6. Can I use Imagen for culling only? Yes. You can use the Culling Studio independently. You can cull a project and then export the selection to Lightroom without applying edits if you choose.
7. Is the skin smoothing tool customizable? Yes. You can adjust the intensity. Imagen allows you to tweak the profile settings. You control how much smoothing is applied to ensure it fits your style.
8. Does it work for black and white photography? Yes. Imagen supports black and white editing. You can create a specific Personal AI Profile for your black and white work.
9. How long does the editing take? It is fast. Imagen edits at a speed of under 0.5 seconds per photo. A typical editorial shoot is done in minutes.

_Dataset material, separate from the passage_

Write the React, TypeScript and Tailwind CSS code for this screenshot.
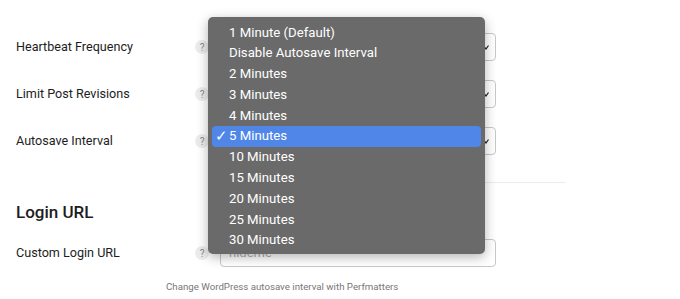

10. Can I fine-tune the results? Yes. After Imagen delivers the edits, you review them in Lightroom. If you make changes, you can upload those tweaks back to Imagen. This fine-tunes your profile.
11. Is sky replacement included? Imagen offers sky replacement, but it is optimized for real estate photography. For editorial work, manual replacement in Photoshop is usually better for artistic control.
12. What about cropping? Imagen has an AI Crop tool. It can crop for composition. It also has a Portrait Crop feature that centers subjects and adheres to specific aspect ratios.
13. How much does it cost? Imagen uses a pay-per-edit model. You pay only for what you edit. There are no monthly subscription fees for the editing itself, though cloud storage has subscription plans.